For Americans who have children in France Thanksgiving provides the perfect chance to introduce them to an American tradition.
“As a father it has become important. A way to show my son a bit of good old America,” said Steiner.
“It's as close to home as we can get. Best of all for me is that when November rolls around my son now asks if we are going to have Thanksgiving.”
Introducing Thanksgiving to the French
And its not just kids of Americans in France who are being introduced to culture from across the pond, it's also being passed on to the locals.
“All the Americans I know here in Provence enjoy celebrating it,” Julie Mautner, who is the behind the blog Provence Post, tells The Local. “The French who join us really seem to love it too,” she said.
“French friends have told me they like it because it's one of those American holidays that everyone celebrates. It's not religious and it doesn't seem to have a French counterpart,” said Mautner, who will be dining with 40 others on Thursday night.
“And some of the foods are a bit foreign to them like cranberry sauce, fresh yams, stuffing mix, pumpkin pies, pecan pies and of course the turkey.
“It's just a festive, happy holiday… nothing heavy. Great food and wine, etc. One French friend liked the fact that all the food was served at once, on the same plate, not in courses.”

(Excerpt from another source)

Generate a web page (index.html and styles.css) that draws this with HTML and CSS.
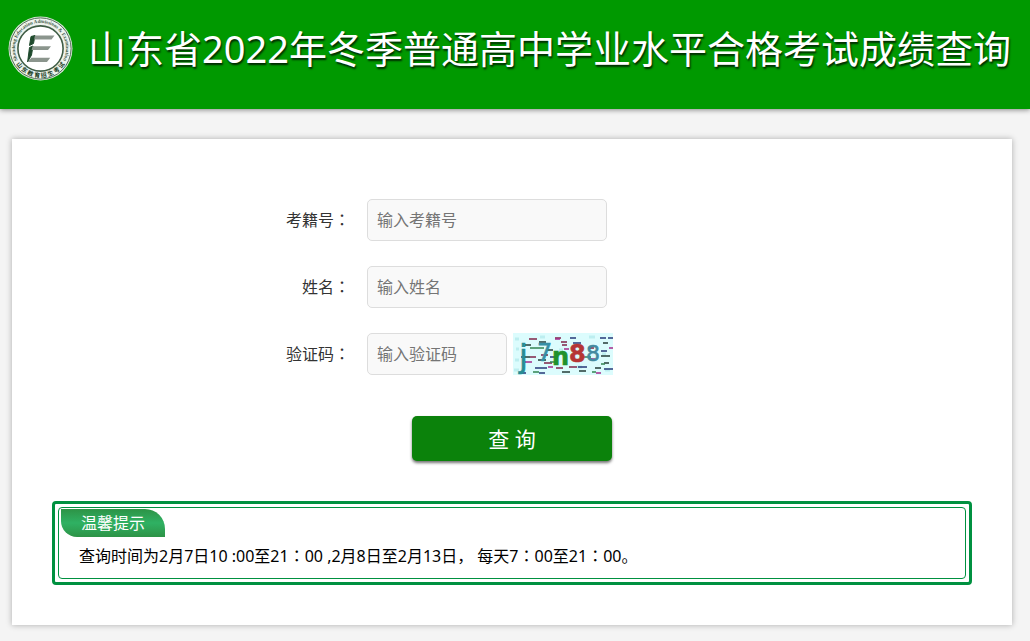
FILE: index.html
```html
<!DOCTYPE html>
<html lang="zh-CN">
<head>
<meta charset="utf-8">
<meta name="viewport" content="width=device-width, initial-scale=1">
<title>山东省2022年冬季普通高中学业水平合格考试成绩查询</title>
<link rel="stylesheet" href="styles.css">
</head>
<body>
<header class="header">
  <svg class="logo" viewBox="0 0 65 65" aria-hidden="true">
    <defs>
      <path id="arc-top" d="M9.6 43.6A25.5 25.5 0 1 1 55.4 43.6"/>
      <path id="arc-bottom" d="M3.6 36.5A29.2 29.2 0 0 0 61.4 36.5"/>
    </defs>
    <circle cx="32.5" cy="32.5" r="32" fill="#d5e6d5"/>
    <circle cx="32.5" cy="32.5" r="30.6" fill="#eef3ee" stroke="#55705a" stroke-width="1"/>
    <circle cx="32.5" cy="32.5" r="22.6" fill="#fff" stroke="#3f5d45" stroke-width="1.6"/>
    <text class="logo-en"><textPath href="#arc-top" startOffset="50%" text-anchor="middle">Shandong Education Admissions &amp; Examination</textPath></text>
    <text class="logo-cn"><textPath href="#arc-bottom" startOffset="50%" text-anchor="middle">山 东 教 育 招 生 考 试</textPath></text>
    <path d="M23 20.5L27 19.5 25.5 27.5 21.5 29.5ZM21.5 31.5L25 30 23.5 39 19.6 46Z" fill="#1f4a2d" stroke="#1f4a2d"/>
    <path d="M27 19.5H46.5L43.5 23.4H26.2ZM24.5 30.2H43L40 34H23.6ZM23.4 41.8H42.2L39 46H19.6Z" fill="#8b958d"/>
  </svg>
  <h1 class="title">山东省2022年冬季普通高中学业水平合格考试成绩查询</h1>
</header>
<main class="card">
  <form class="form">
    <div class="row">
      <label class="label" for="exam-no">考籍号<span class="colon" lang="zh-TW">：</span></label>
      <input class="field" id="exam-no" type="text" placeholder="输入考籍号">
    </div>
    <div class="row">
      <label class="label" for="name">姓名<span class="colon" lang="zh-TW">：</span></label>
      <input class="field" id="name" type="text" placeholder="输入姓名">
    </div>
    <div class="row">
      <label class="label" for="code">验证码<span class="colon" lang="zh-TW">：</span></label>
      <div class="code">
        <input class="field field-short" id="code" type="text" placeholder="输入验证码">
        <svg class="captcha" viewBox="0 0 100 42" role="img" aria-label="验证码图片">
          <rect width="100" height="42" fill="#dcfcfd"/>
          <path d="M2 6h4M3 16h3M2 27h4M1 37h5M27 4h5M46 17h4M76 4h6M89 21h4M64 34h5M92 37h5" stroke="#bdeef0" stroke-width="3"/>
          <g fill="none" stroke-width="1.4">
            <path d="M16 6h8M42 5h6M48 9h6M28 22h7M17 24h6M31 30h8M43 35h7M56 34h8M49 12h5M75 15h6" stroke="#7f2448"/>
            <path d="M57 5h6M87 5h6M95 5h5M88 18h6M22 35h12M65 34h9M8 40h5M91 36h9M26 40h6M60 10h8M37 24h7" stroke="#263978"/>
            <path d="M12 12h6M26 9h7M90 10h5M91 30h5M8 24h9M25 27h8M49 39h8M82 35h6M88 23h9M34 17h6M66 38h7" stroke="#243d39"/>
            <path d="M42 6h5M51 16h5M12 29h7M76 26h6M35 34h5M83 40h5M96 15h4" stroke="#a32b8b"/>
            <path d="M17 15h14M37 29h7M69 24h9M79 39h4M20 39h6M88 31h4" stroke="#328451"/>
          </g>
          <g class="captcha-text">
            <text x="6" y="34" font-size="32" fill="#278c94" stroke="#278c94">j</text>
            <text x="24" y="28" font-size="24" fill="#368fa6" stroke="#368fa6">7</text>
            <text x="39" y="32" font-size="24" fill="#20922c" stroke="#20922c" font-weight="bold">n</text>
            <text x="56" y="29" font-size="24" fill="#b53535" stroke="#b53535" font-weight="bold">8</text>
            <text x="73" y="28" font-size="22" fill="#438aa0" stroke="#438aa0">8</text>
          </g>
        </svg>
      </div>
    </div>
    <button class="submit" type="submit">查 询</button>
  </form>
  <section class="notice">
    <div class="notice-inner">
      <h2 class="notice-tag">温馨提示</h2>
      <p class="notice-text">查询时间为2月7日10 :00至21<span class="colon" lang="zh-TW">：</span>00 ,2月8日至2月13日， 每天7<span class="colon" lang="zh-TW">：</span>00至21<span class="colon" lang="zh-TW">：</span>00。</p>
    </div>
  </section>
</main>
</body>
</html>
```
FILE: styles.css
```css
* {
  box-sizing: border-box;
}

body {
  margin: 0;
  background: #f4f4f4;
  color: #000;
  font: 16px/24px "Noto Sans", "Noto Sans CJK SC", sans-serif;
}

.header {
  display: flex;
  align-items: flex-start;
  gap: 15px;
  padding: 16px 8px 28px;
  background: #090;
  box-shadow: 0 1px 5px rgba(0, 0, 0, 0.45);
}

.logo {
  flex: none;
  width: 65px;
  height: 65px;
}

.logo-en {
  font: bold 5px "Liberation Serif", serif;
  fill: #3c5844;
}

.logo-cn {
  font: bold 6px "Noto Sans CJK SC", sans-serif;
  fill: #173d22;
}

.title {
  margin: 0;
  color: #fff;
  font-size: 38px;
  font-weight: 400;
  line-height: 65px;
  white-space: nowrap;
  text-shadow: 1px 2px 2px rgba(0, 0, 0, 0.75);
}

.card {
  margin: 30px 18px 16px 12px;
  padding: 60px 40px 40px;
  background: #fff;
  box-shadow: 0 0 6px rgba(0, 0, 0, 0.3);
}

.form {
  display: flex;
  flex-direction: column;
  gap: 25px;
}

.row {
  display: grid;
  grid-template-columns: 32.4% 1fr;
  column-gap: 17px;
  align-items: center;
}

.label {
  color: #333;
  text-align: right;
  white-space: nowrap;
}

.colon {
  font-family: "Noto Sans CJK TC", sans-serif;
  line-height: 1;
}

.field {
  width: 240px;
  height: 42px;
  padding: 0 9px;
  border: 1px solid #ddd;
  border-radius: 5px;
  background: #f9f9f9;
  color: #333;
  font: inherit;
}

.field::placeholder {
  color: #757575;
  opacity: 1;
}

.code {
  display: flex;
  align-items: flex-start;
  gap: 6px;
}

.field-short {
  width: 140px;
}

.captcha {
  width: 100px;
  height: 42px;
}

.captcha-text {
  font-family: "DejaVu Sans", sans-serif;
  stroke-width: 0.6;
}

.submit {
  align-self: center;
  width: 200px;
  height: 45px;
  margin-top: 16px;
  padding: 0;
  border: 0;
  border-radius: 5px;
  background: #0b820b;
  box-shadow: 0 2px 3px rgba(0, 0, 0, 0.55);
  color: #fff;
  font: inherit;
  font-size: 21px;
}

.notice {
  margin-top: 40px;
  padding: 3px;
  border: 3px solid #009140;
  border-radius: 4px;
}

.notice-inner {
  padding: 1px 2px 10px;
  border: 1px solid #009140;
  border-radius: 4px;
}

.notice-tag {
  width: 104px;
  margin: 0;
  border-radius: 0 20px 0 16px;
  background: linear-gradient(#2d9346, #2fb163 50%, #2d9346);
  color: #fff;
  font-size: 16px;
  font-weight: 400;
  line-height: 28px;
  text-align: center;
}

.notice-text {
  margin: 7px 18px 0;
}
```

But getting all the necessary food in France can be a problem, even the turkey, but Thanksgiving fanatics will go to great lengths to get what they need.
“Those who have done it before so they now have their sources,” says Mautner.
“It seems to be a combination of getting things from the US, gathering items locally, maybe a bit of ordering online or asking friends to bring things,” she added .
“Part of the fun for the hosts is trying to find what they need or finding a great substitute,” she says.